Ciò non toglie che la verifica a distanza di tempo non sottrarrà gli interessati dalla denuncia alla autorità giudiziaria per il reato di cui all’art. 496 c.p. Si tratta di un reato di lieve entità per il quale non è prevista la pena detentiva e che gli interessati potranno affrontare in modo relativamente sereno senza compromettere la propria posizione di soggiorno. Questa è una interpretazione, e nel farla dobbiamo sempre richiamare i principi generali del diritto.

Per l’appunto, nel caso della regolarizzazione, trattandosi di un procedimento amministrativo, si dovrebbe applicare quella regola generale che viene definita con l’espressione latina tempus regit actum, cioè si applicano ad un procedimento amministrativo le regole che sono valide nel momento in cui lo stesso di definisce. Nel momento in cui si perfeziona la regolarizzazione non esiste una denuncia dell’interessato coesistente con provvedimenti di espulsione, quindi si dovrebbe ritenere che il procedimento amministrativo debba essere definito sulla base delle circostanze esistenti, rilevate nel momento in cui si è concluso.
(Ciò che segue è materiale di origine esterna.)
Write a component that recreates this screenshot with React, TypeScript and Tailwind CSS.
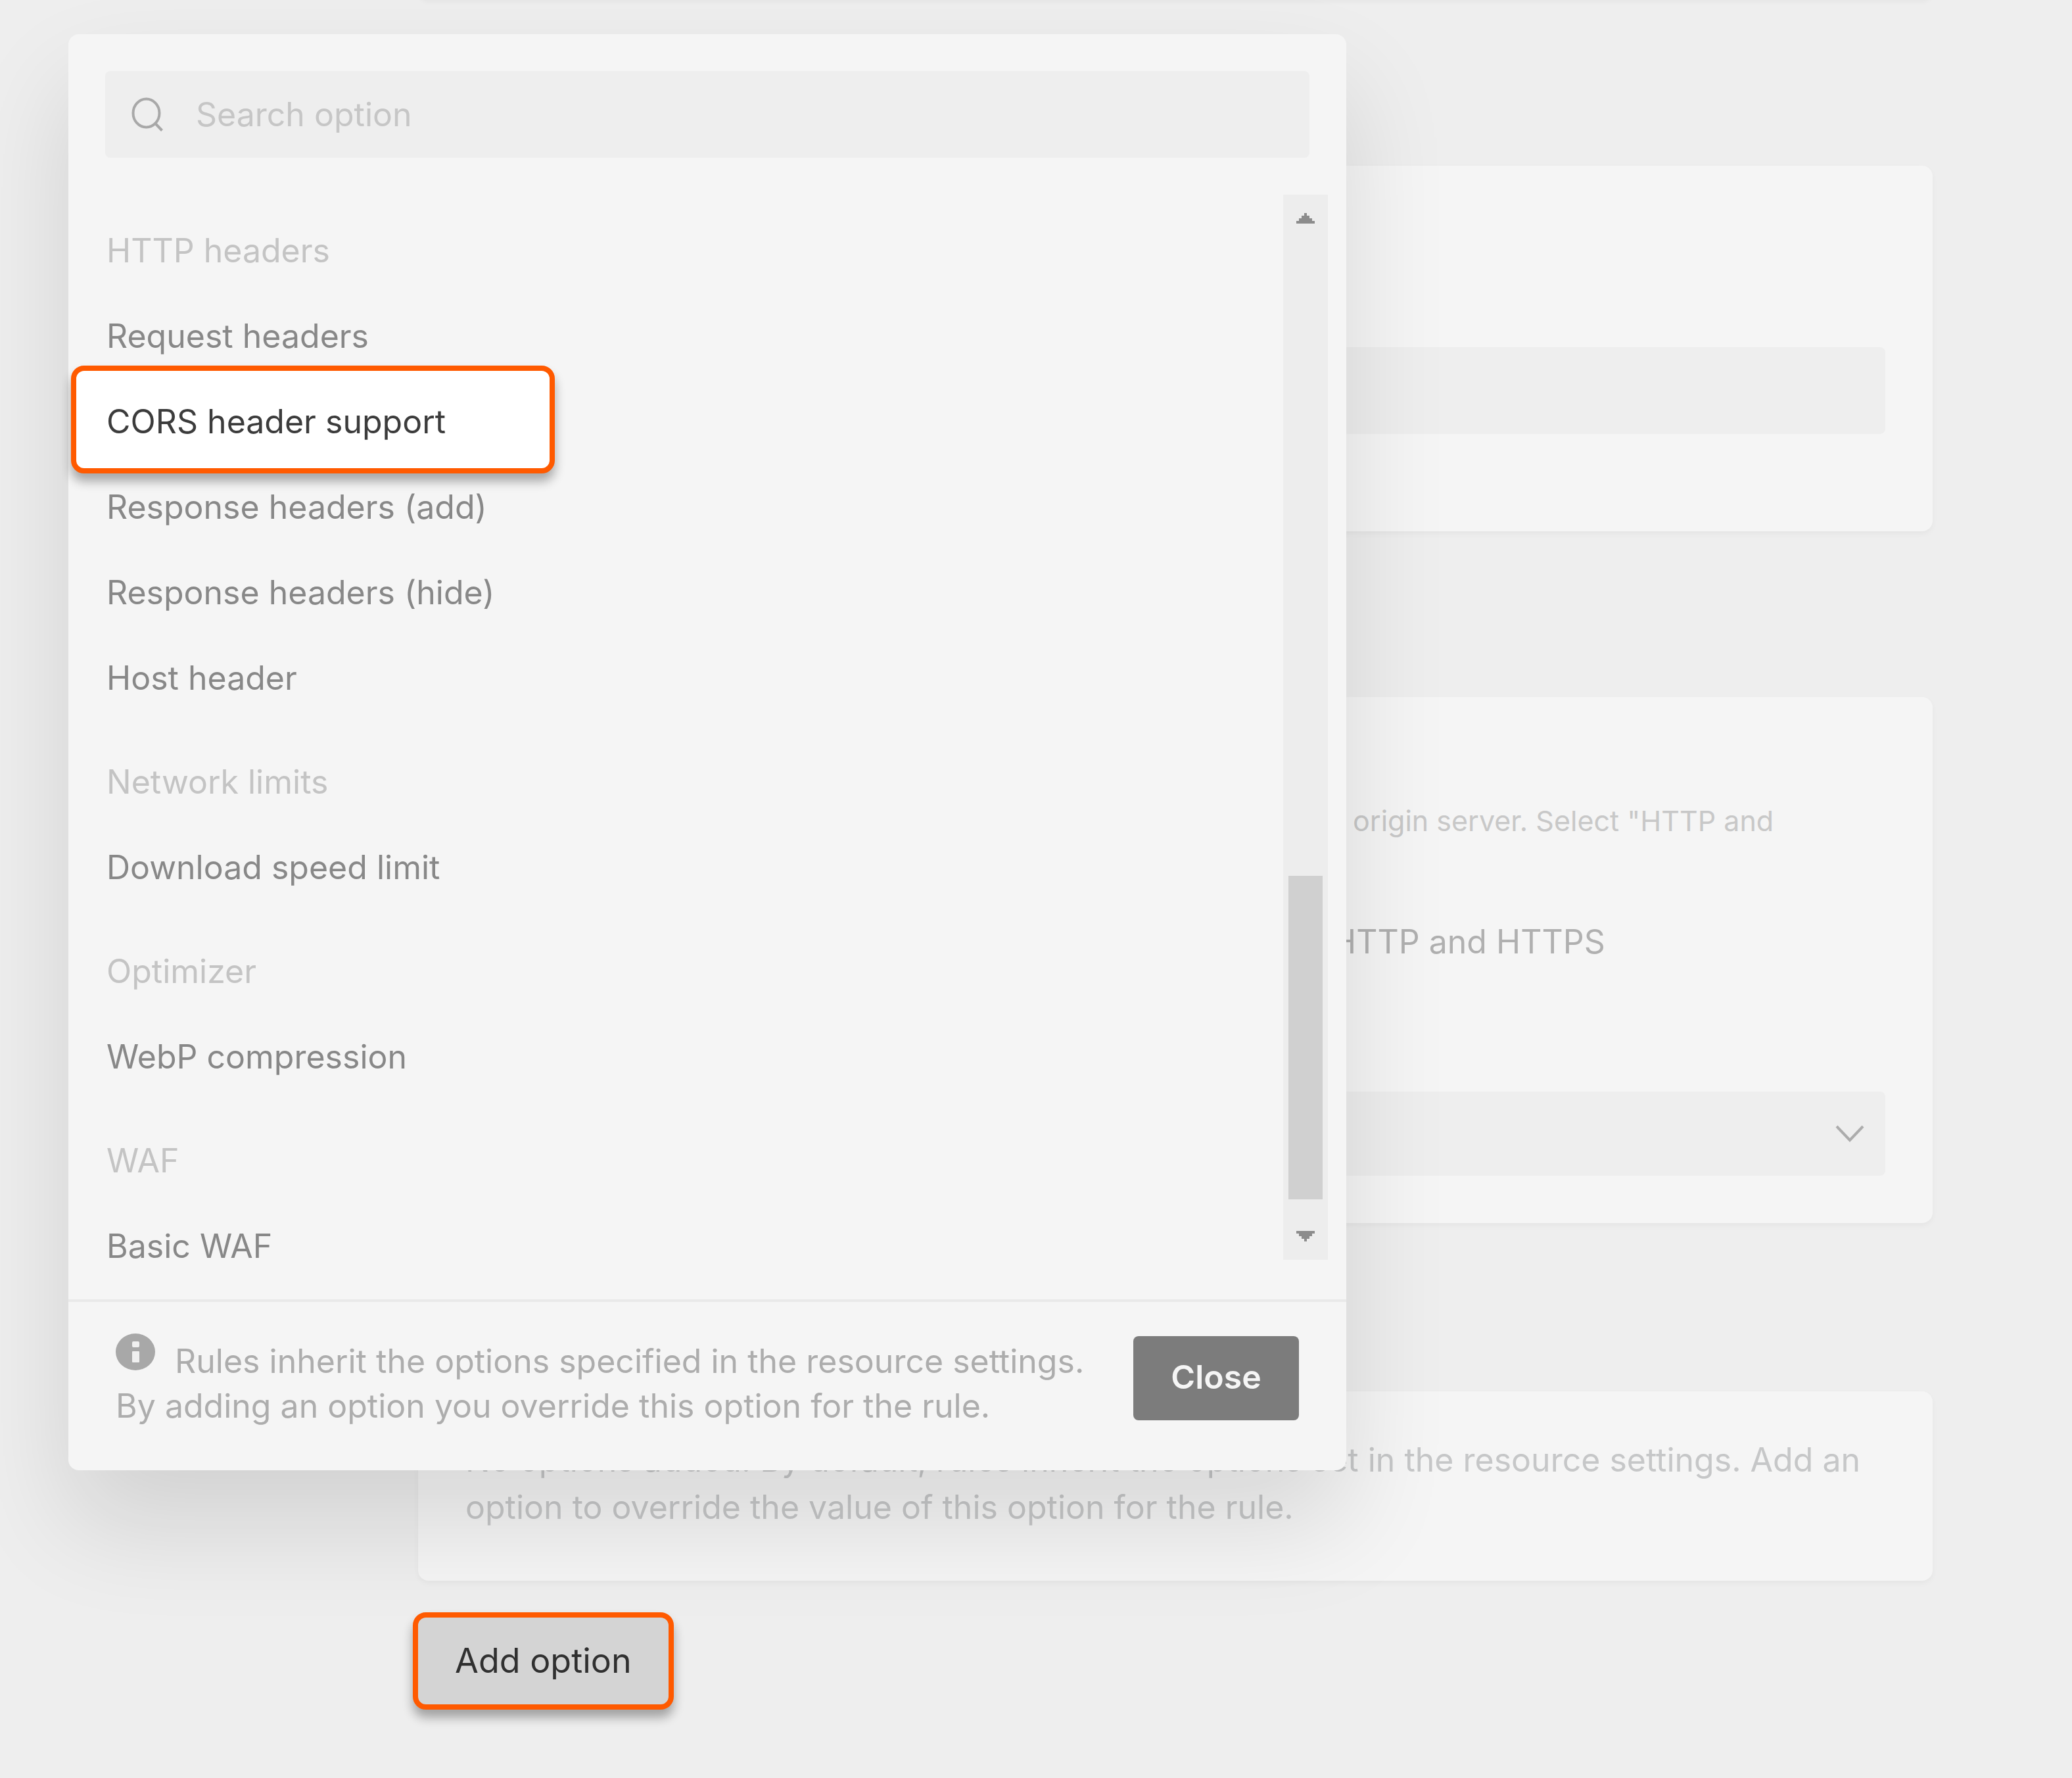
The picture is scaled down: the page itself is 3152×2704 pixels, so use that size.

Questo non dovrebbe escludere nè il perfezionamento della regolarizzazione nè, successivamente, il rinnovo del pds. Anzi, ciò dovrebbe comportare l’applicazione della norma sopra menzionata che dispone l’inefficacia automatica del provvedimento di espulsione e la sua cancellazione, sia pure a seguito della verifica che il soggetto destinatario dell’espulsione ed il soggetto titolare del pds e che ne richiede la proroga, sono in realtà la stessa persona.